◆ **Dataset content**:
--------
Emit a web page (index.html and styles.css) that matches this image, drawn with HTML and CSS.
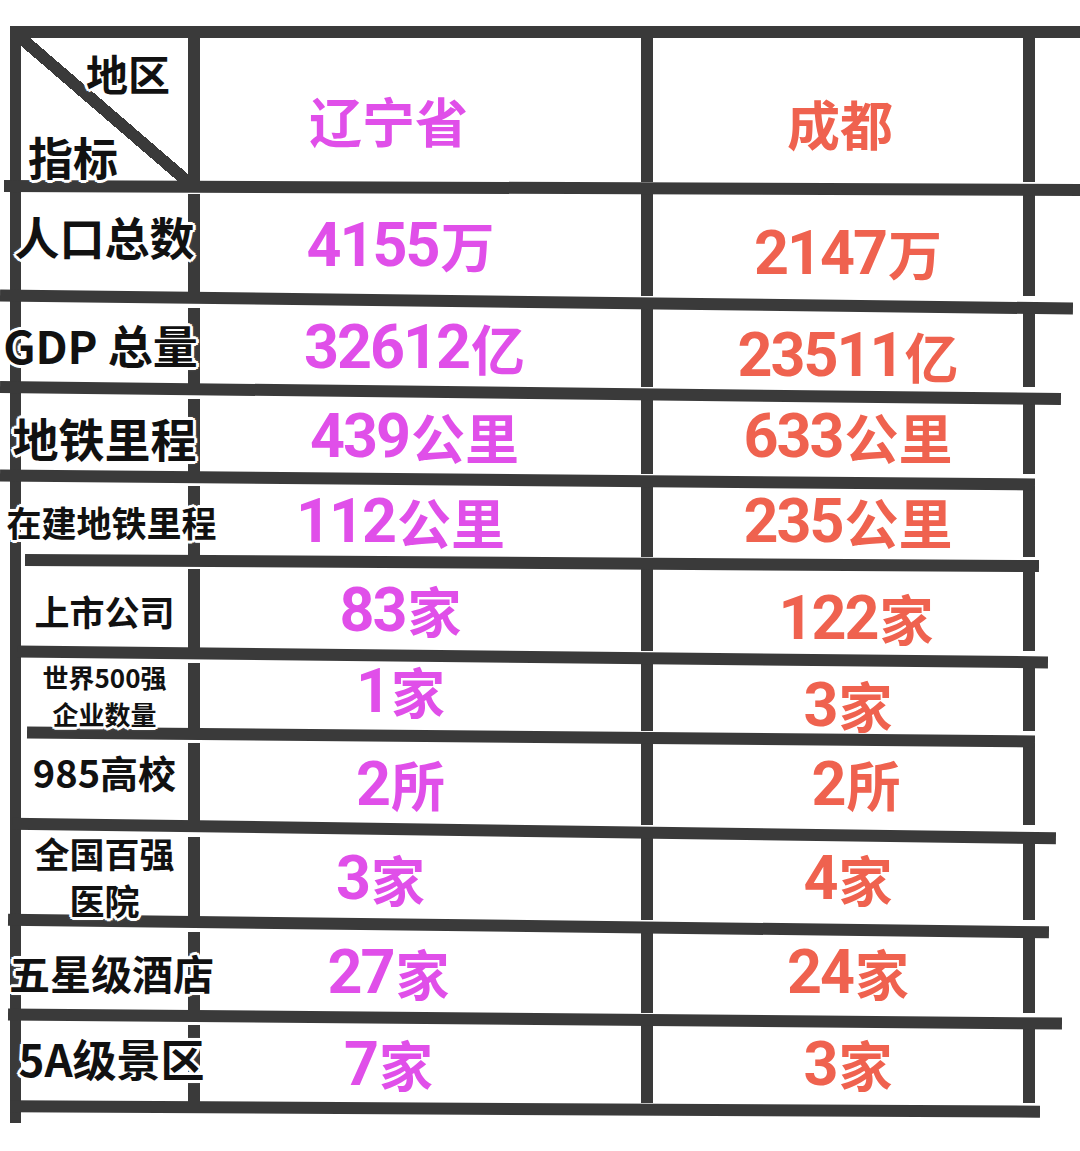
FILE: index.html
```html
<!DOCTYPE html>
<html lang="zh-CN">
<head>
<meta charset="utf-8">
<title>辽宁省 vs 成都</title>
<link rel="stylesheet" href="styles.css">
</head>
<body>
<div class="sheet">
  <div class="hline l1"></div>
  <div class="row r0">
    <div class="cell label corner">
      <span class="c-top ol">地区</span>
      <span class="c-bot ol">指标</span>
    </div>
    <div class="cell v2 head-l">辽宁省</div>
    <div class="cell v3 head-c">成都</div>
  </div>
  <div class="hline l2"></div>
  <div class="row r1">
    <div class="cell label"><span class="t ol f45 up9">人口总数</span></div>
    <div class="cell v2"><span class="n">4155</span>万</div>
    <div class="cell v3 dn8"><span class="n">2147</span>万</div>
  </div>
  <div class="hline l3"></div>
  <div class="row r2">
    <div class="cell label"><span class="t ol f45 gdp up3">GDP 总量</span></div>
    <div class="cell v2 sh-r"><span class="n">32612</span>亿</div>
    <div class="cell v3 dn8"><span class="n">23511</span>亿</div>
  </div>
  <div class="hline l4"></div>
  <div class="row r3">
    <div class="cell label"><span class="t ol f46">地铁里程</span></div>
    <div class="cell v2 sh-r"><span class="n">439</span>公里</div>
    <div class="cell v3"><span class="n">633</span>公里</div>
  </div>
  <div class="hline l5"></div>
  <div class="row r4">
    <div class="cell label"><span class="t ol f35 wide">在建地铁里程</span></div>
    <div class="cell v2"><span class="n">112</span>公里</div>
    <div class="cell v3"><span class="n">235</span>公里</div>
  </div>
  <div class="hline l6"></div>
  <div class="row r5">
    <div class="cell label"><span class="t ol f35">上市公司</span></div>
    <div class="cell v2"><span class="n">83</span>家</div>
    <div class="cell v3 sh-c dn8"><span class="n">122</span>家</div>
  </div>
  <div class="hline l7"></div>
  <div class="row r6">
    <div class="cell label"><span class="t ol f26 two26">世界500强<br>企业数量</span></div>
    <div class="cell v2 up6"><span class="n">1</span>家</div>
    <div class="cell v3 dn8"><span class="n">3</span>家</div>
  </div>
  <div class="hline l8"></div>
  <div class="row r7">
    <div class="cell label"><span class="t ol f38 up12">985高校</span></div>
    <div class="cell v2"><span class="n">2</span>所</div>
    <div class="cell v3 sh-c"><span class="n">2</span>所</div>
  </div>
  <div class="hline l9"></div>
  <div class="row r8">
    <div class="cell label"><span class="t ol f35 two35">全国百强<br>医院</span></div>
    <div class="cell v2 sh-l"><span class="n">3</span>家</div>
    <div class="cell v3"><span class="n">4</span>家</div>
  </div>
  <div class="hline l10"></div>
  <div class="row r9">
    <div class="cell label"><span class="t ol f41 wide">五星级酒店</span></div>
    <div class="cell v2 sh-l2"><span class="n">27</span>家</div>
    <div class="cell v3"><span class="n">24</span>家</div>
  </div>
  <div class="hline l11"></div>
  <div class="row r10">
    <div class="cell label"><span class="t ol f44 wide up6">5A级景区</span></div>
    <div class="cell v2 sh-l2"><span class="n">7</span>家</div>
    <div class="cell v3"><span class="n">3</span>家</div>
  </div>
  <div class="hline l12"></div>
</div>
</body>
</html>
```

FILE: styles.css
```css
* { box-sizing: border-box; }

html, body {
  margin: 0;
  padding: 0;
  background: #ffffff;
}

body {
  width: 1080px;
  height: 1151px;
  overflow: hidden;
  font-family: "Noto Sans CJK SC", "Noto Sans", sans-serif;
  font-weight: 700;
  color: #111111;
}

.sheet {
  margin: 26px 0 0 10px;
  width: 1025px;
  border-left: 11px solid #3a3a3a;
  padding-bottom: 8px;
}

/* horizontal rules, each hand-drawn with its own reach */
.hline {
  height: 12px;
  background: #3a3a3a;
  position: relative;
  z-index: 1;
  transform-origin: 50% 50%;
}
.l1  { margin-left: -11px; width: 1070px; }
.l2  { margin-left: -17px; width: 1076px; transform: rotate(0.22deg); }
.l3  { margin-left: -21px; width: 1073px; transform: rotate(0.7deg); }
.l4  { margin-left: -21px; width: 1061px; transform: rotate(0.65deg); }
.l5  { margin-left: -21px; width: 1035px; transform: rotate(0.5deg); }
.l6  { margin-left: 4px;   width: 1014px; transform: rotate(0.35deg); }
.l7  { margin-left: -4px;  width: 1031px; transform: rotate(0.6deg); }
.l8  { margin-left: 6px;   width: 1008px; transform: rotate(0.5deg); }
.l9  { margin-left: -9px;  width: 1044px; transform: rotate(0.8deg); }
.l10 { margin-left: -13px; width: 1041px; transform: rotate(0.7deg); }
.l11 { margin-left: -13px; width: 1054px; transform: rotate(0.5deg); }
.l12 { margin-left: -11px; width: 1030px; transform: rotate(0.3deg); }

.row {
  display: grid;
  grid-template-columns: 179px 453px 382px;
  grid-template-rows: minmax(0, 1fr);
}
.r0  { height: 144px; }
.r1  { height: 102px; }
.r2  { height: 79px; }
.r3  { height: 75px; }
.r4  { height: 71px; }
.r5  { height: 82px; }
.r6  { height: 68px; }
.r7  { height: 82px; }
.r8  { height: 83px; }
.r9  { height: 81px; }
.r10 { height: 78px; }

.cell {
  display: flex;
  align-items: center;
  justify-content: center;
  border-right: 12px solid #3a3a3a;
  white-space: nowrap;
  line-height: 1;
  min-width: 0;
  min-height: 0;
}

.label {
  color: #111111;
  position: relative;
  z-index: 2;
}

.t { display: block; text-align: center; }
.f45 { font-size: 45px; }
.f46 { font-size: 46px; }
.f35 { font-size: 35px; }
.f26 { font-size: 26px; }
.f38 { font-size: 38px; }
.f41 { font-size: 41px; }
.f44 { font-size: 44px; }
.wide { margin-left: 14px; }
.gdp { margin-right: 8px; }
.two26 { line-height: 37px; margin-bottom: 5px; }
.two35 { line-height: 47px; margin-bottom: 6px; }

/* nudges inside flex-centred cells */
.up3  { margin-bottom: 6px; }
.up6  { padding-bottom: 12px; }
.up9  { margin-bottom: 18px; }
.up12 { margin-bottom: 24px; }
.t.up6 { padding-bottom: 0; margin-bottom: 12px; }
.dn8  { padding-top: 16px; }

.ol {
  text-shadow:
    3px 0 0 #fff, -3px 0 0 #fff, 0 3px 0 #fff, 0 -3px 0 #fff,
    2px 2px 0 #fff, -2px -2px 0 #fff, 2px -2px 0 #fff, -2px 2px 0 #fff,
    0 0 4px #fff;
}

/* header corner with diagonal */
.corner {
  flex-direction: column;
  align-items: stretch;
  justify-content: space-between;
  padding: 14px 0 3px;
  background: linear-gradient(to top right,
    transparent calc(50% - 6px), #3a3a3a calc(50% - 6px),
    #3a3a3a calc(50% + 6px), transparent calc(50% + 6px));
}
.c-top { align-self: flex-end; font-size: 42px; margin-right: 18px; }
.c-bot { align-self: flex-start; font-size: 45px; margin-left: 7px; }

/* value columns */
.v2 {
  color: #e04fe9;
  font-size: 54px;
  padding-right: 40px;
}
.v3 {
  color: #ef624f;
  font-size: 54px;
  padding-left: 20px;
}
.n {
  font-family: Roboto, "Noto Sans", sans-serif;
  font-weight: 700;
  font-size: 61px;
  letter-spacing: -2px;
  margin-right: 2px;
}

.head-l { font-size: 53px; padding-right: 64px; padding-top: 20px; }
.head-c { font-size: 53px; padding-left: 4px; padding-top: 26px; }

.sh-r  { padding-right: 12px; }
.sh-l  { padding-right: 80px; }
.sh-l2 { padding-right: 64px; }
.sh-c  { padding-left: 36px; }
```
--------
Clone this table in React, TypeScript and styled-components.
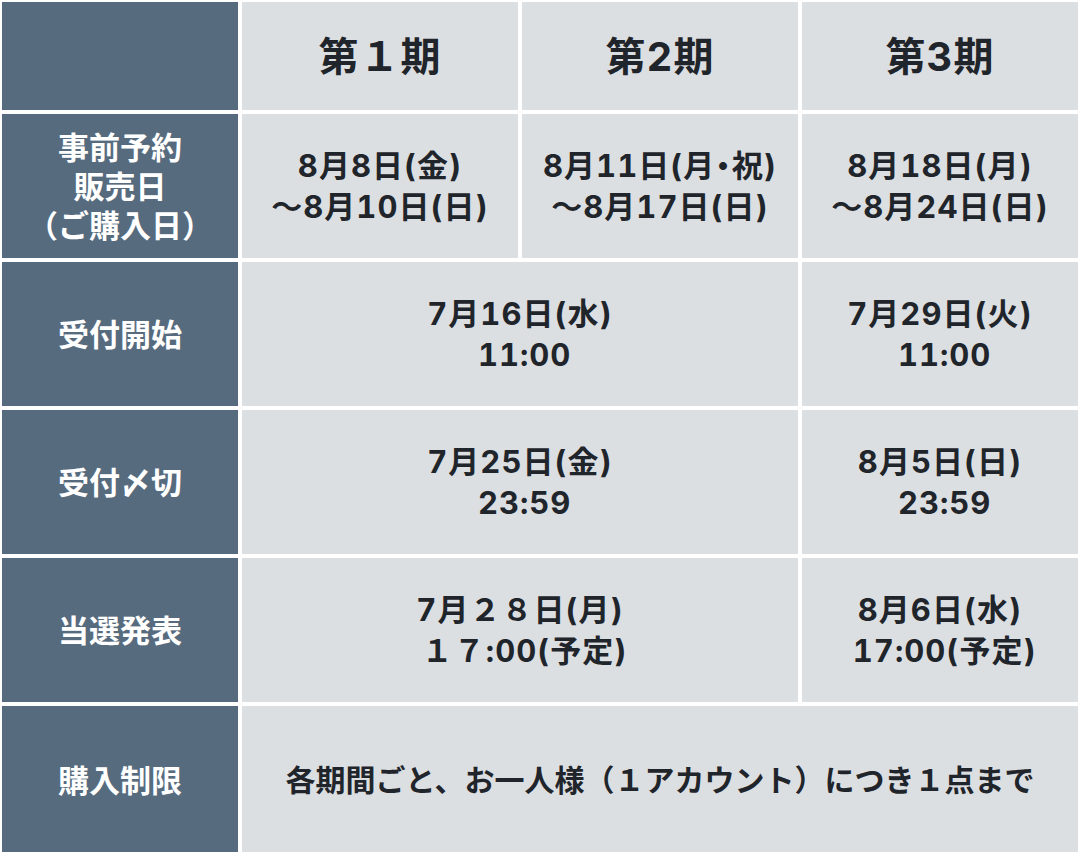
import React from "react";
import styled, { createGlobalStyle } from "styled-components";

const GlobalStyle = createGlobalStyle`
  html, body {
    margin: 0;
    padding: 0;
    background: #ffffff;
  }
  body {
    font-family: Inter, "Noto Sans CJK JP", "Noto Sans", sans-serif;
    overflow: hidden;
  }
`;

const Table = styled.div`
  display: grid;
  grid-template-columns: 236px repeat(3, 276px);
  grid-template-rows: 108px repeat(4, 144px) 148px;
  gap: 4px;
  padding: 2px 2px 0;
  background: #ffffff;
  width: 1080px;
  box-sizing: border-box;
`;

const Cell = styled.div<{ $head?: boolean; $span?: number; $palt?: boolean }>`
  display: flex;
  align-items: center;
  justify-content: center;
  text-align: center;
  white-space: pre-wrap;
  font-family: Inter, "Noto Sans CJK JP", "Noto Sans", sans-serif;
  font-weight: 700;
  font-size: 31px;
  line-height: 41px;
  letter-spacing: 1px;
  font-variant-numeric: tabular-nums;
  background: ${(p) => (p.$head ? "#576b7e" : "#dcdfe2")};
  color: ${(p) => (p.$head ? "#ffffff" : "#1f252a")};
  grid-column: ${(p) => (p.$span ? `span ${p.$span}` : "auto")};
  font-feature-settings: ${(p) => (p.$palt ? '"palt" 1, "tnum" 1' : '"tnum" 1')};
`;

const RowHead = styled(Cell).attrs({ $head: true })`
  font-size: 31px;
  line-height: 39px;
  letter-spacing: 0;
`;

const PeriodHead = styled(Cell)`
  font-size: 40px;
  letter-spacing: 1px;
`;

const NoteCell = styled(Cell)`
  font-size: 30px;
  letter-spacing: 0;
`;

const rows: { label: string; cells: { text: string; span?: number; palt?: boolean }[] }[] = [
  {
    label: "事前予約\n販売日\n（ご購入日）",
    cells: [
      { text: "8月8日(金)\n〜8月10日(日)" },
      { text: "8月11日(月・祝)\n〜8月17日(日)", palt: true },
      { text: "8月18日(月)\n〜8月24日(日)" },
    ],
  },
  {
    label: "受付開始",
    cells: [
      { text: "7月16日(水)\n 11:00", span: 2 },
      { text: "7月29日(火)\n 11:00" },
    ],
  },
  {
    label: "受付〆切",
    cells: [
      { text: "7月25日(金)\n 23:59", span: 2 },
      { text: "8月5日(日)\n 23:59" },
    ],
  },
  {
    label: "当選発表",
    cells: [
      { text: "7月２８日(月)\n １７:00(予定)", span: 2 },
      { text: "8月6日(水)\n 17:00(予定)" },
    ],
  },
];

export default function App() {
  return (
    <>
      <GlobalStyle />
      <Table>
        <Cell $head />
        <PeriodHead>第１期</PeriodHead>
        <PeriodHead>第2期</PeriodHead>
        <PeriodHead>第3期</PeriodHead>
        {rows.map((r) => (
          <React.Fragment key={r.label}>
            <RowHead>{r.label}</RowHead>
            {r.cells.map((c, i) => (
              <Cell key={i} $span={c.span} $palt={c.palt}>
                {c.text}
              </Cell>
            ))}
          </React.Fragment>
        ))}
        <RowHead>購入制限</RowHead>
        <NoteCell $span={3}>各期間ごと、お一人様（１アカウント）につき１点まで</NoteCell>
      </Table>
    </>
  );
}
--------
◆ **What this task involves**: Show all lines from the listing above in which "React" appears.

◆ **Finished task**:
Clone this table in React, TypeScript and styled-components.
import React from "react";
          <React.Fragment key={r.label}>
          </React.Fragment>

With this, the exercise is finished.